**WORK TO BE COMPLETED:** Every line holding the string "code" should be gathered.

**EXERCISE MATERIAL:**
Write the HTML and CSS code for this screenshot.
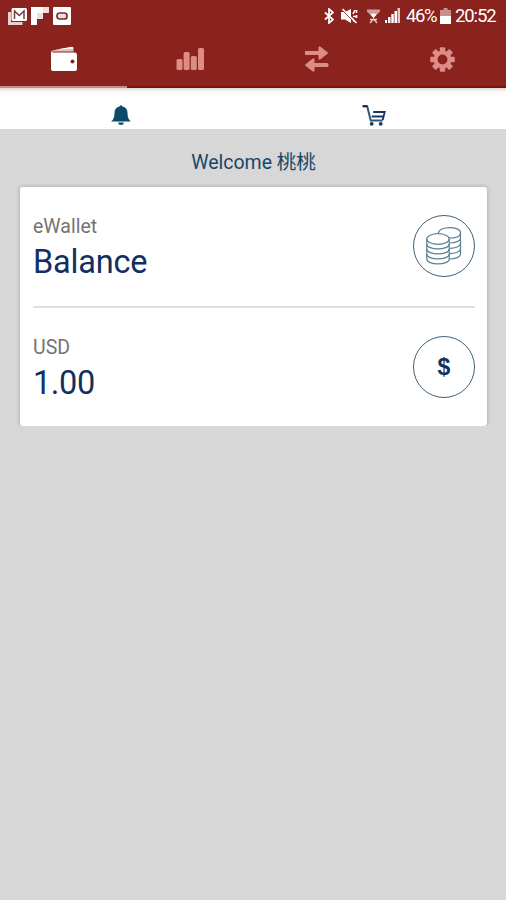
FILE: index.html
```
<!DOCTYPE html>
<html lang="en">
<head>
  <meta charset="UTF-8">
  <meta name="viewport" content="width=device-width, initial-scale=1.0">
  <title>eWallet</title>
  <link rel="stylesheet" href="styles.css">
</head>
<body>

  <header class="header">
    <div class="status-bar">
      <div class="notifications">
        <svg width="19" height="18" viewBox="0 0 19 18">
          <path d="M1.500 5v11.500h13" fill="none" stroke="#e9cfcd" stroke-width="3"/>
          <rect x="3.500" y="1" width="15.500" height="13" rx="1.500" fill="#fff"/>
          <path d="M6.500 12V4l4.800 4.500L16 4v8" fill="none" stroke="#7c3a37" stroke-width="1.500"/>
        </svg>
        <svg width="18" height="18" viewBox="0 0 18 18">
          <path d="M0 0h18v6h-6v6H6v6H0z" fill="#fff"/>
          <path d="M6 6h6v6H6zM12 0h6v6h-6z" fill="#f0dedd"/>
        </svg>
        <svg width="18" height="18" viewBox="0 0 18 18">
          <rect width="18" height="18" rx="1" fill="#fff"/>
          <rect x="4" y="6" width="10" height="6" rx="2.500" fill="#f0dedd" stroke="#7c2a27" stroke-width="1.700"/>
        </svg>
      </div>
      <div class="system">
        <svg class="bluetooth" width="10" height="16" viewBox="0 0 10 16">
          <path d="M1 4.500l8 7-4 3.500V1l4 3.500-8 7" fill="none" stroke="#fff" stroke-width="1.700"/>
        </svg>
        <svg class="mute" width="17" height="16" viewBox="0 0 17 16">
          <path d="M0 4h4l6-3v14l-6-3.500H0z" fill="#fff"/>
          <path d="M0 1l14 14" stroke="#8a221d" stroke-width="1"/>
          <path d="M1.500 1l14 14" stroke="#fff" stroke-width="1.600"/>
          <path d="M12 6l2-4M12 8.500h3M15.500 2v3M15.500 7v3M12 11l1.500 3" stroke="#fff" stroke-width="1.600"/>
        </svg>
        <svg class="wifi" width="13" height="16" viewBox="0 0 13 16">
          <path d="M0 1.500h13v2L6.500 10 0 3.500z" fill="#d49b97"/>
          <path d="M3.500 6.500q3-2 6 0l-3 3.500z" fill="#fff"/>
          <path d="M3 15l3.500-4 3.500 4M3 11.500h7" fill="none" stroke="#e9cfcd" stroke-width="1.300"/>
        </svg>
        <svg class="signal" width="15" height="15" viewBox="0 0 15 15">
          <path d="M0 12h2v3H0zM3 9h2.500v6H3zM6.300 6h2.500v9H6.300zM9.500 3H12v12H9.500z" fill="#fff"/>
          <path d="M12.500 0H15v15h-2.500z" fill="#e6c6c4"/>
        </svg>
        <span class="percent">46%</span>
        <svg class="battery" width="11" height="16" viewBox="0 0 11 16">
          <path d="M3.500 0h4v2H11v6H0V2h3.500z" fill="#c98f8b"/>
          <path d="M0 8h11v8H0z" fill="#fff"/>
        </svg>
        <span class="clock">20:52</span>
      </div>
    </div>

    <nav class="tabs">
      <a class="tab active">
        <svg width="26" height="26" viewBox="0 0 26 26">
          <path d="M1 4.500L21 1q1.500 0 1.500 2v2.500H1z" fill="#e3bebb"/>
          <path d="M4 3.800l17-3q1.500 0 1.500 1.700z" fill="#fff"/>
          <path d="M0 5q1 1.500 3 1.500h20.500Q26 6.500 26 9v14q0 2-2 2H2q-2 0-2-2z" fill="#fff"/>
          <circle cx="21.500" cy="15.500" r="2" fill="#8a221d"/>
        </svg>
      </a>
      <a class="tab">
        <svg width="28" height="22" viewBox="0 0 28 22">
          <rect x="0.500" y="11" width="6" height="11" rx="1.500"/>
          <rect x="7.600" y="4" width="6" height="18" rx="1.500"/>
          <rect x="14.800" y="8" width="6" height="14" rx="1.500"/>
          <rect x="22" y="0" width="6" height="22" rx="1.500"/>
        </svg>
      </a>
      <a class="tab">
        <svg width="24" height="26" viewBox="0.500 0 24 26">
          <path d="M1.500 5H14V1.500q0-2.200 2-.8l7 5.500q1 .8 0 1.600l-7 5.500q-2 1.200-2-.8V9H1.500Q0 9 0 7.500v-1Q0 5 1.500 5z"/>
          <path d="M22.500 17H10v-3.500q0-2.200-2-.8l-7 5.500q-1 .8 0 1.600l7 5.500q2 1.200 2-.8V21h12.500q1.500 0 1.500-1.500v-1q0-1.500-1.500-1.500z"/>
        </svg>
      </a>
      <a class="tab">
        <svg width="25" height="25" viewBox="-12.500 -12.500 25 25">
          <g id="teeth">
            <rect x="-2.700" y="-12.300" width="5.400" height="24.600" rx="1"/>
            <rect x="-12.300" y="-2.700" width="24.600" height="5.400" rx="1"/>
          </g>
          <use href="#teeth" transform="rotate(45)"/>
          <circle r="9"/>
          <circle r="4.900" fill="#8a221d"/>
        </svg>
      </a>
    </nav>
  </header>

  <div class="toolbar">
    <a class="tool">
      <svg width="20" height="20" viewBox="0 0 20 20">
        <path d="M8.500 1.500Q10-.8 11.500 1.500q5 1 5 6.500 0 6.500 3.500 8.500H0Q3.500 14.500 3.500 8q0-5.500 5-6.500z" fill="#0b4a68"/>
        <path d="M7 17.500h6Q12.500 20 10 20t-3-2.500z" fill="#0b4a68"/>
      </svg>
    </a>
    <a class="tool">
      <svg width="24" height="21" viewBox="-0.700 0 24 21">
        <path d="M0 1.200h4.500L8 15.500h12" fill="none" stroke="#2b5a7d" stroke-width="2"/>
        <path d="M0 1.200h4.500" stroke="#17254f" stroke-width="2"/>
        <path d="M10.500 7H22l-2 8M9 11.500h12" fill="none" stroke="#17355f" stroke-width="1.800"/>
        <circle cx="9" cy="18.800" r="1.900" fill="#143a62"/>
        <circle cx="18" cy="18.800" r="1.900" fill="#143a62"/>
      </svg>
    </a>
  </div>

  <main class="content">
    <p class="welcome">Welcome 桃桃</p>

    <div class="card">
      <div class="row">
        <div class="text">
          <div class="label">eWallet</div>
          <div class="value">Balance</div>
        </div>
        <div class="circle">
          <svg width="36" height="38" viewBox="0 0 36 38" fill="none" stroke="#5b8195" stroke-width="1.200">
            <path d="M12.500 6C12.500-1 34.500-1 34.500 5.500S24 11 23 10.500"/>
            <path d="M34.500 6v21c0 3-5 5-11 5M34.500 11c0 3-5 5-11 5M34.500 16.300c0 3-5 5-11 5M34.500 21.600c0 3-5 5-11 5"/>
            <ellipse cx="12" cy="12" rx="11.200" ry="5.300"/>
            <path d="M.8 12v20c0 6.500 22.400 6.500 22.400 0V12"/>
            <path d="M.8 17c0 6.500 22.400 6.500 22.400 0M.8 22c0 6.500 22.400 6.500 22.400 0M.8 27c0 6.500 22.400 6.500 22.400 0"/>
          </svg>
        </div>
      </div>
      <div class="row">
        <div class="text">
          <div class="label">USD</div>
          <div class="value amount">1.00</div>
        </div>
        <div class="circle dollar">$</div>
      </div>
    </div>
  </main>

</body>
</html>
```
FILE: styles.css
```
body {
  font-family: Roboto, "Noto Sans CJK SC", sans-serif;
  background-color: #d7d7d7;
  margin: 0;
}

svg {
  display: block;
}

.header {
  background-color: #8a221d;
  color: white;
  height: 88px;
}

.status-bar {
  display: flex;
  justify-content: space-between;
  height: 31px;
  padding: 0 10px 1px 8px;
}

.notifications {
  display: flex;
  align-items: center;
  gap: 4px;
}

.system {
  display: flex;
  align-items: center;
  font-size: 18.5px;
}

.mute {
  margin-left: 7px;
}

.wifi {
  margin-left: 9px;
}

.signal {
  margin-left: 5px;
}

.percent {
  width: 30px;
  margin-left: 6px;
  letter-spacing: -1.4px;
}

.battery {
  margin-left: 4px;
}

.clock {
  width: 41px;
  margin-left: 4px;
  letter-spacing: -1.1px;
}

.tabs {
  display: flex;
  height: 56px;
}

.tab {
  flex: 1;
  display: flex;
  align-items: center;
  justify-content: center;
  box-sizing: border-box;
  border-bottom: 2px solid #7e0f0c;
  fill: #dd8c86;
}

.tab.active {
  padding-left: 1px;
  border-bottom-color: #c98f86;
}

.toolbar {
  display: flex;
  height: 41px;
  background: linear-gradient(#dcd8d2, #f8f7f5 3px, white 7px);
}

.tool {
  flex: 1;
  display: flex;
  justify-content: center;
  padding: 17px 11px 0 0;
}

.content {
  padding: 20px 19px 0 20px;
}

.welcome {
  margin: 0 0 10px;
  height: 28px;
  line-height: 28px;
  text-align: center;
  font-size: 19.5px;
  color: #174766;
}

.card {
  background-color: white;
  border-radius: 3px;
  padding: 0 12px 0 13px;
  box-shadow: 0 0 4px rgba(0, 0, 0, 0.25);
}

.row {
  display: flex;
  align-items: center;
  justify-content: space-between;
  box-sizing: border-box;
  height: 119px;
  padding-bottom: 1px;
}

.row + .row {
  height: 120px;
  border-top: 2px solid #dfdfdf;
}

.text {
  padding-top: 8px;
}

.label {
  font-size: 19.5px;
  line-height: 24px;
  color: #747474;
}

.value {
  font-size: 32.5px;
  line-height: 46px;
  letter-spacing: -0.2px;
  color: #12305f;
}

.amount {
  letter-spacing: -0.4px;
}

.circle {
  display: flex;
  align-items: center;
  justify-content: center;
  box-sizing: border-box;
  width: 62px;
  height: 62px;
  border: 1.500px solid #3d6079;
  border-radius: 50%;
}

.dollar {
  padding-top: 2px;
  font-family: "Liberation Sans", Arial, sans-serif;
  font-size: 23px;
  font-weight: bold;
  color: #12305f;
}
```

==

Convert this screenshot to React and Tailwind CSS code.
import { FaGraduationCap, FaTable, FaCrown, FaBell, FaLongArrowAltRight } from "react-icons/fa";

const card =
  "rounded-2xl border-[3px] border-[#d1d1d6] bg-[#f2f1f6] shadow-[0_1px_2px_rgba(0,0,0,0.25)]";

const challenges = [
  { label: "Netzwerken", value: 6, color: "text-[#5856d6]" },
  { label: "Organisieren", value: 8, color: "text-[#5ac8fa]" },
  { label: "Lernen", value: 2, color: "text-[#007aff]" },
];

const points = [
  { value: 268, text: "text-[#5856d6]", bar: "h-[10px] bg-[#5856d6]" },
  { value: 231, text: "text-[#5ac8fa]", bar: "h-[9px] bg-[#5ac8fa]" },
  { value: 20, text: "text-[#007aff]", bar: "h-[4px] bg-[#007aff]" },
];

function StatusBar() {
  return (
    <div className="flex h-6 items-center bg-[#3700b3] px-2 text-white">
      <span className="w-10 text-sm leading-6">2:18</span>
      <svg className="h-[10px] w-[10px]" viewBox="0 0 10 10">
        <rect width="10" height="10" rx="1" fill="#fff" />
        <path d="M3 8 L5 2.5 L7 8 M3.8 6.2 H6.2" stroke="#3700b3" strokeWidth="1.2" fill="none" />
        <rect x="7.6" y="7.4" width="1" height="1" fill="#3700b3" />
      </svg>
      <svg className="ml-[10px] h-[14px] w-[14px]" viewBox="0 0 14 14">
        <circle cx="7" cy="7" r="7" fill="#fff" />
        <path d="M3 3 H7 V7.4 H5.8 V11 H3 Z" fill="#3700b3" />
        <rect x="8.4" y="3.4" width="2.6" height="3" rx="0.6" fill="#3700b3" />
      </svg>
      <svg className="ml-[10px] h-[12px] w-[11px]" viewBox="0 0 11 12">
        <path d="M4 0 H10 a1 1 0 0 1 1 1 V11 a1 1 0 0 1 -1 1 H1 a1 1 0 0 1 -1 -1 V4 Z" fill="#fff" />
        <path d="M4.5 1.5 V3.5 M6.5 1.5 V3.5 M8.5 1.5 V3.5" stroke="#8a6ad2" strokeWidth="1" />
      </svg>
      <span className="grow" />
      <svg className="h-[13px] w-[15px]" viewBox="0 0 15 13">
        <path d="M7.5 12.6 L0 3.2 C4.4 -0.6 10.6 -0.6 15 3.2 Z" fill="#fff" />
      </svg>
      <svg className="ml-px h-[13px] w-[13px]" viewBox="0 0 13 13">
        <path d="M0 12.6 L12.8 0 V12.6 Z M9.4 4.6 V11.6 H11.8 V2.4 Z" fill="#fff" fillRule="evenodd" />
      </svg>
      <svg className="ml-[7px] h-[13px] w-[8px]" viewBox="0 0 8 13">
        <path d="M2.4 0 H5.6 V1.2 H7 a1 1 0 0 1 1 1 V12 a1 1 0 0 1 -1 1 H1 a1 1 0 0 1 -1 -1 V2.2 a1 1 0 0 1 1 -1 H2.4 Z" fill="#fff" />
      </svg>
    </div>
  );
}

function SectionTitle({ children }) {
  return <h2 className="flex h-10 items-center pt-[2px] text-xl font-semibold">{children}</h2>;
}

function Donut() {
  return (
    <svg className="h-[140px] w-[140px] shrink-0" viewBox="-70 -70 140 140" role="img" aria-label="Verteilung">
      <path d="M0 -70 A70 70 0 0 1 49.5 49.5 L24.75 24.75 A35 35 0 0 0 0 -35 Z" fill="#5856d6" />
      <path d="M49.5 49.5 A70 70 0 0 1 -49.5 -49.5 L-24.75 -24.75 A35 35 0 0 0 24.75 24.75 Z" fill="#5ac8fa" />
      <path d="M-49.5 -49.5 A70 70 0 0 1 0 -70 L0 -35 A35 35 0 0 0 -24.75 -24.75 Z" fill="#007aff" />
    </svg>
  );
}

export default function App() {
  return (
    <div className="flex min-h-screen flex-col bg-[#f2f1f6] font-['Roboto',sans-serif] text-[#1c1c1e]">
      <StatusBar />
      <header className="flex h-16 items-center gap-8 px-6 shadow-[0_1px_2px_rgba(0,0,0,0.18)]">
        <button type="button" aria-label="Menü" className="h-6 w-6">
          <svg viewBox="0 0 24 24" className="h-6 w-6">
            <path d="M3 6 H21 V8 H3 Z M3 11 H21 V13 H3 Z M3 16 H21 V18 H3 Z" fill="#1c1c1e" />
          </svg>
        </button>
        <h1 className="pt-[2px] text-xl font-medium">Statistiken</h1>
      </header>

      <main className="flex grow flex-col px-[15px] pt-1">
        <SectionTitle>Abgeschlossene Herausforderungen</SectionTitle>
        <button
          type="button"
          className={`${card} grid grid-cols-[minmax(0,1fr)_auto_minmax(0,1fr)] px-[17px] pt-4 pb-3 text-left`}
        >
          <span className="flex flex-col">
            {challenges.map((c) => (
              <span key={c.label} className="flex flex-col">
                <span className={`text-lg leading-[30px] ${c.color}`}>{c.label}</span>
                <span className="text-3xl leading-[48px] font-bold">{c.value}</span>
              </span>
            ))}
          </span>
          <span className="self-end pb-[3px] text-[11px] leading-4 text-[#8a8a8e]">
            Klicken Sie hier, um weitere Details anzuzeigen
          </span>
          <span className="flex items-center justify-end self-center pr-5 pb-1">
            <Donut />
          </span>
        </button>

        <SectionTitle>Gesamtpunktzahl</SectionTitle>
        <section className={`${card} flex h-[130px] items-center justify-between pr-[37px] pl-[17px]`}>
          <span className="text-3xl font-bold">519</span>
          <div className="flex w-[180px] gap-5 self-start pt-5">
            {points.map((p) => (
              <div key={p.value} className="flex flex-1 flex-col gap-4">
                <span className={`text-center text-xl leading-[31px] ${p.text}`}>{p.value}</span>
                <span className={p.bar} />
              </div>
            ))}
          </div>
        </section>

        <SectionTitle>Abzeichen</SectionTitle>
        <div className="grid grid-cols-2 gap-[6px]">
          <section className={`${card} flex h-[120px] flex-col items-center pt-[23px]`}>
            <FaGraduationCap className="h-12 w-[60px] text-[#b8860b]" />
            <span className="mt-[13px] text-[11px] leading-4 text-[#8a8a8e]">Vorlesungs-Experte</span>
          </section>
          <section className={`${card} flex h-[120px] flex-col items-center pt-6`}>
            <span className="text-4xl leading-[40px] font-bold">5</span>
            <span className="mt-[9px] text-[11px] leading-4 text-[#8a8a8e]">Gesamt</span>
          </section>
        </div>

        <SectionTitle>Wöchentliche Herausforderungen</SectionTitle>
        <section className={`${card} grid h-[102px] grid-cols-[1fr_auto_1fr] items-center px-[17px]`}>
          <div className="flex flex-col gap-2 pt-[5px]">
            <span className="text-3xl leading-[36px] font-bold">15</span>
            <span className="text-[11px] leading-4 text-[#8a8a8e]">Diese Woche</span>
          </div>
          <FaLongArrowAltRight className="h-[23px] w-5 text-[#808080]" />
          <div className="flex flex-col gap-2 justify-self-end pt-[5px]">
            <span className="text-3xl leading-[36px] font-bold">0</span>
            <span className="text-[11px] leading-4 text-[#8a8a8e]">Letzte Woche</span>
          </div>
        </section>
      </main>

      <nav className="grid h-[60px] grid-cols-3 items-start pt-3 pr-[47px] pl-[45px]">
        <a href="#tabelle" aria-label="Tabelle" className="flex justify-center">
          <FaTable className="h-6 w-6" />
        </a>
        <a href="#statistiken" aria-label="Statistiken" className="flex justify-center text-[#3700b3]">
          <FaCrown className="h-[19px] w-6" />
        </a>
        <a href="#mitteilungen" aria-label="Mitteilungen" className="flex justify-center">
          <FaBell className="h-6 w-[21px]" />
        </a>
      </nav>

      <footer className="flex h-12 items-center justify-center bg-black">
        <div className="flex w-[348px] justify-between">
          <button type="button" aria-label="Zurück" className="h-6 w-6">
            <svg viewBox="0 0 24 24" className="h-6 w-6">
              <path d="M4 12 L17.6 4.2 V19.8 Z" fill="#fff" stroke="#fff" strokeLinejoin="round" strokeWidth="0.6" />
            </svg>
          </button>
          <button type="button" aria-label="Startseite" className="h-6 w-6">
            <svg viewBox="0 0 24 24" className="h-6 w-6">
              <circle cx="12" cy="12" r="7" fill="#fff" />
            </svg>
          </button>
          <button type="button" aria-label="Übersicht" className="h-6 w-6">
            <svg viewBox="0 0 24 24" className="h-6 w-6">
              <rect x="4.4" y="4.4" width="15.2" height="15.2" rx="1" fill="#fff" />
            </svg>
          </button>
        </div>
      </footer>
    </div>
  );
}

**SOLUTION TO THIS TASK:**
Write the HTML and CSS code for this screenshot.
Convert this screenshot to React and Tailwind CSS code.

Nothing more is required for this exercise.